Expect a little churn and hold the line

Some customers will leave over any increase, and that is not a failure. Often the ones who leave over a fair price were the most demanding and least profitable to serve.

Example: you lose a handful of buyers but the remaining ones pay more, complain less, and free up your time. Do not chase the leavers with a discount the moment one grumbles. A price you fold on at the first push was never really your price.

Do this before you level up

  • Decide whether to grandfather current customers or raise everyone at once.
  • Draft a short, confident notice with the new price, the date, and no apology.
  • If you are badly underpriced, map a two-step increase instead of one big jump.
  • Pick one small value-add to pair with the increase.

Common questions

How do I raise my prices without losing customers?

Give clear notice, keep the message confident rather than apologetic, and consider grandfathering loyal customers at the old price for a while. Often a fair increase loses only a few buyers, and the math still leaves you keeping more money.

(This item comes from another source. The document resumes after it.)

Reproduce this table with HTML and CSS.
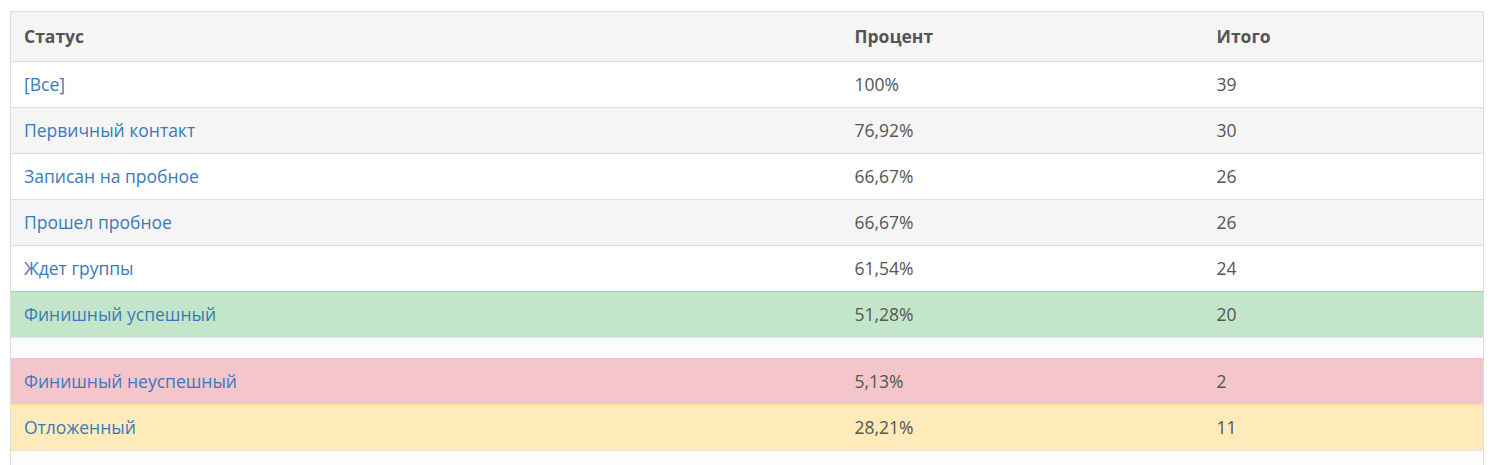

How much should I raise my prices?

Start from your real cost today and the margin you want, then let those set the new price. Modest, regular increases are easier to accept than rare big jumps, though a large correction may be needed if you have been badly underpriced for years.

How do I tell customers about a price increase?

Send a short, warm, direct note with the new price and the date it starts. Skip the long excuses. A clear, confident message that thanks them for their business holds more customers than a nervous or vague one.

What if I lose customers when I raise prices?

Expect a little churn and do not panic. The customers who leave over a fair increase are often the most demanding and least profitable to serve. The math frequently shows you keep more money even with fewer buyers.